Material supplied:
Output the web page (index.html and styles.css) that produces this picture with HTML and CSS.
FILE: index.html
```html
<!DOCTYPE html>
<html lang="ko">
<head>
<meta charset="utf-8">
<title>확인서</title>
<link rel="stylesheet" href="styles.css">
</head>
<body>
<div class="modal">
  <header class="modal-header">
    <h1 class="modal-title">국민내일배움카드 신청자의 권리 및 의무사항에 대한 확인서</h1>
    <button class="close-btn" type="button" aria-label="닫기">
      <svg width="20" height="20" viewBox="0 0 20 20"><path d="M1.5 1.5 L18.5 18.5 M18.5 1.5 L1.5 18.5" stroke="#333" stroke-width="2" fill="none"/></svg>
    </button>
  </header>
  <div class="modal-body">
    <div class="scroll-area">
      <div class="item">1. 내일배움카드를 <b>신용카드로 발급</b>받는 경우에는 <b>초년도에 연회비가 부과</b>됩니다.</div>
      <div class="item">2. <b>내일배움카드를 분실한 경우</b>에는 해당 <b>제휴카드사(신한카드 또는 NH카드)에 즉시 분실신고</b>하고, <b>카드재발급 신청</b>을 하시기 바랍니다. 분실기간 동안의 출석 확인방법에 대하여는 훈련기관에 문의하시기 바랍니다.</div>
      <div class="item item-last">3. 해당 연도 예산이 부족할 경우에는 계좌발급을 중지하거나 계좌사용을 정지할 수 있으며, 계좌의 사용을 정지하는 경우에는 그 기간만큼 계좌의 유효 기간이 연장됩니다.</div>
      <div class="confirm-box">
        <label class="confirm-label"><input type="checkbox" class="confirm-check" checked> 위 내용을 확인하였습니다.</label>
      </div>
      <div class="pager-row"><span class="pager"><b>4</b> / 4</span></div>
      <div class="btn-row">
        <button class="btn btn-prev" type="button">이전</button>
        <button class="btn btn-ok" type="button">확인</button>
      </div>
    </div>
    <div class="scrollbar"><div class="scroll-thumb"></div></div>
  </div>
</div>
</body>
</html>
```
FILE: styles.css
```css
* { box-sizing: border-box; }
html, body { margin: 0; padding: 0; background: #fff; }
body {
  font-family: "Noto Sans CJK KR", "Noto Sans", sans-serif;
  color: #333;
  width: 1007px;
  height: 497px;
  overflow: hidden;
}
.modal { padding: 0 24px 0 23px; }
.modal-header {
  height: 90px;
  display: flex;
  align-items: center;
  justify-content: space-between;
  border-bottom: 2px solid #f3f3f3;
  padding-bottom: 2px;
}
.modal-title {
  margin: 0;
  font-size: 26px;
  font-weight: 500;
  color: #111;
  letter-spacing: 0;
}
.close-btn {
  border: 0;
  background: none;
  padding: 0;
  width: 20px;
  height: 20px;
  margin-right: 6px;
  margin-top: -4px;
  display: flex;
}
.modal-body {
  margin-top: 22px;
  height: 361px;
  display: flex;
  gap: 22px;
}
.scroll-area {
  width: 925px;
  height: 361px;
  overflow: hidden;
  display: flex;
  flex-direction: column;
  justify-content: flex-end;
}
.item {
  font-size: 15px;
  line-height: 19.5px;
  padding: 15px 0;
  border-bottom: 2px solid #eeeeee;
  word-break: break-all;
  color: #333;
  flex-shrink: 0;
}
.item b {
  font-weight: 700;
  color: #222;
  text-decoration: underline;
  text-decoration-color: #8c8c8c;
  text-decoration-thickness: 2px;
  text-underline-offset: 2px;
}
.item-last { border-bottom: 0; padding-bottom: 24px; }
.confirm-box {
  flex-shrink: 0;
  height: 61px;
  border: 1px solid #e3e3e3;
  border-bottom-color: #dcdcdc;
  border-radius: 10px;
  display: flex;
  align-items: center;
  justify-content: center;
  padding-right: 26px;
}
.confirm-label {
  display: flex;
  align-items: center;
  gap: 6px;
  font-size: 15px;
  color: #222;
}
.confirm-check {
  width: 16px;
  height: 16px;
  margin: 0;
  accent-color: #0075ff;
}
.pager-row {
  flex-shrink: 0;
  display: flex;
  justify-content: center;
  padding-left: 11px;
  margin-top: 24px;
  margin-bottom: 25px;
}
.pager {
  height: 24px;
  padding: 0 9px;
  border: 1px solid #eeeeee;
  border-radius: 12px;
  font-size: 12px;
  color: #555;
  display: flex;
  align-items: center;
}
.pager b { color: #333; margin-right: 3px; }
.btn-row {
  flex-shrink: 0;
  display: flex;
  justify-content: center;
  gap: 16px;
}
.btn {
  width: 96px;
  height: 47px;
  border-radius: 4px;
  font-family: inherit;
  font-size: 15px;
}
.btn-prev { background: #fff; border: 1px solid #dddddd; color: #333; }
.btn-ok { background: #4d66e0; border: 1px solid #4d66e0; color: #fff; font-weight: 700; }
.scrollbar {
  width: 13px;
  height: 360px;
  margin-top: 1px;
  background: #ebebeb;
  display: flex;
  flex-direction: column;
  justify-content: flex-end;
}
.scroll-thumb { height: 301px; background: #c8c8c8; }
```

...

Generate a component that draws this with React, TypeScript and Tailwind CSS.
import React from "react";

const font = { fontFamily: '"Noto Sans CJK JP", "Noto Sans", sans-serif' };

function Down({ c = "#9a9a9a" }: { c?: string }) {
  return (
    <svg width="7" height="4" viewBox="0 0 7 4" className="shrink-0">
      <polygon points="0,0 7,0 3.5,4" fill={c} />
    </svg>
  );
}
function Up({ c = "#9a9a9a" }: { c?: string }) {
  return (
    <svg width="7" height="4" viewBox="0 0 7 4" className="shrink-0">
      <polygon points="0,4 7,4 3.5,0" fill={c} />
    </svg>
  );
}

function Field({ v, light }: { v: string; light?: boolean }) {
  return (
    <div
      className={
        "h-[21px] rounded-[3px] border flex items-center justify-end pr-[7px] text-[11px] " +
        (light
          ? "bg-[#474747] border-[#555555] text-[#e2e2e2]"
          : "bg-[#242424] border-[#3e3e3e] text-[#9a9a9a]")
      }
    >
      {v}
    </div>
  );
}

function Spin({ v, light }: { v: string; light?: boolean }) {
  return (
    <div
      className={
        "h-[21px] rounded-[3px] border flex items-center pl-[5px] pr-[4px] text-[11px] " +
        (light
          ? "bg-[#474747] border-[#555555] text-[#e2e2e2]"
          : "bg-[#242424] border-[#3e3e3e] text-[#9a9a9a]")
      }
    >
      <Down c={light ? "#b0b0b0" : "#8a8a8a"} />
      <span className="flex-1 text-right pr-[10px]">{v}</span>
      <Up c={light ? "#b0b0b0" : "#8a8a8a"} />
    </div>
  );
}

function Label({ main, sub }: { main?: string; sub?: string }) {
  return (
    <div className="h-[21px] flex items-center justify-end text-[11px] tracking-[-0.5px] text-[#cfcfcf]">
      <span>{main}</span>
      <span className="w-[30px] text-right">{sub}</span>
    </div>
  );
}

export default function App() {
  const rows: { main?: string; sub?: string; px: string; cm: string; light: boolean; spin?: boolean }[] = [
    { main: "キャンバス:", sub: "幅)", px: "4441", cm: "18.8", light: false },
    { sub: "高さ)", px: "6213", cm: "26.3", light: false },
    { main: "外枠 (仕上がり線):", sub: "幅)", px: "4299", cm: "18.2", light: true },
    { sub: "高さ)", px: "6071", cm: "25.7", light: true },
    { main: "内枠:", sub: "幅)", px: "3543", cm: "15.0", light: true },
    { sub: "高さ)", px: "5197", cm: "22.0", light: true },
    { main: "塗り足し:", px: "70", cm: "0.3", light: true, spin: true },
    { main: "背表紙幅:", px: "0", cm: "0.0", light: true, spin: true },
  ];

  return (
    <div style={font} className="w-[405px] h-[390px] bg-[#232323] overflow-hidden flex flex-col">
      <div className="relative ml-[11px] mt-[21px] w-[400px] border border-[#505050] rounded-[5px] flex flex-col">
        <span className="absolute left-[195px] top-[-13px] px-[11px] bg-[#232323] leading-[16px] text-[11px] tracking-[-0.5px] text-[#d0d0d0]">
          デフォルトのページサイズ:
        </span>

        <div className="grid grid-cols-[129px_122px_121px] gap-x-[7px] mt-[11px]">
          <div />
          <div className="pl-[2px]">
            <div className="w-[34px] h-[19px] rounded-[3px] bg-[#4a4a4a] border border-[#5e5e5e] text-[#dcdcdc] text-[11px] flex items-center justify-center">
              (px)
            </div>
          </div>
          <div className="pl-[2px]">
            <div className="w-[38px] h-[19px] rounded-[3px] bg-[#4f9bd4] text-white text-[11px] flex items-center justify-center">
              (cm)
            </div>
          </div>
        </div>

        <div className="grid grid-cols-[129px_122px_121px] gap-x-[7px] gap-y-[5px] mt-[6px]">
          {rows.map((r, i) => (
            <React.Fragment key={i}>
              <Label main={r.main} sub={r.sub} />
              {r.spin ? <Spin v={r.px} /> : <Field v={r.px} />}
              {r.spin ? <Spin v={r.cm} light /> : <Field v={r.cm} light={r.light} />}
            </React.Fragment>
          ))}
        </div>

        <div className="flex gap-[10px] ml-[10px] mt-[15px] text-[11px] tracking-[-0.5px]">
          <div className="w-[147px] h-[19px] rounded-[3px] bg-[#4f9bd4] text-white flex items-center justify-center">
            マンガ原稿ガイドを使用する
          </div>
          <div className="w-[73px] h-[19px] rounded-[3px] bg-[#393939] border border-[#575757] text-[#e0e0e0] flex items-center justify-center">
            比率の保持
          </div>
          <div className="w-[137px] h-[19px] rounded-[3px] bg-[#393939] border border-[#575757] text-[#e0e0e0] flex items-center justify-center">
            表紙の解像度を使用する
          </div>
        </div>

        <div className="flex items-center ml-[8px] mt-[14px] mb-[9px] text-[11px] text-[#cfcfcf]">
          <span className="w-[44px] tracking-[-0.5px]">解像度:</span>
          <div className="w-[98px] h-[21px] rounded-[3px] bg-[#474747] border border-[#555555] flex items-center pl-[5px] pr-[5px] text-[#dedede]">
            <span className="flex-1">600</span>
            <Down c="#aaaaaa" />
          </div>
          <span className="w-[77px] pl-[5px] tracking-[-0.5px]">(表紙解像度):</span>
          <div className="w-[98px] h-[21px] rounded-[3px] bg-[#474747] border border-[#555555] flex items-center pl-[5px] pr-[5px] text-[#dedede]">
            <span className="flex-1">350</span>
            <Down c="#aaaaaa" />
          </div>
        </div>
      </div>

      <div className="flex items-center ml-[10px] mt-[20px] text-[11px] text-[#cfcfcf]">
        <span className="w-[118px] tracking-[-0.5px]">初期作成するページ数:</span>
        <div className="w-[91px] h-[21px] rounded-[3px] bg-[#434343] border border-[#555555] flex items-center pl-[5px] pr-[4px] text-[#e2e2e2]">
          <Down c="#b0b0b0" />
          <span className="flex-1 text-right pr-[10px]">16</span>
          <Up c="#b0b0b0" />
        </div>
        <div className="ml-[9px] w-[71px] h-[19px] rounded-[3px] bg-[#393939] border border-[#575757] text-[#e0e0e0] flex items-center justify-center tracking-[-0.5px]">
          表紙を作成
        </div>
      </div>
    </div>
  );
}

Work to complete: Determine the number of lines in the listing that hold the word "styles", and supply that number and nothing further.

Problem solution: 3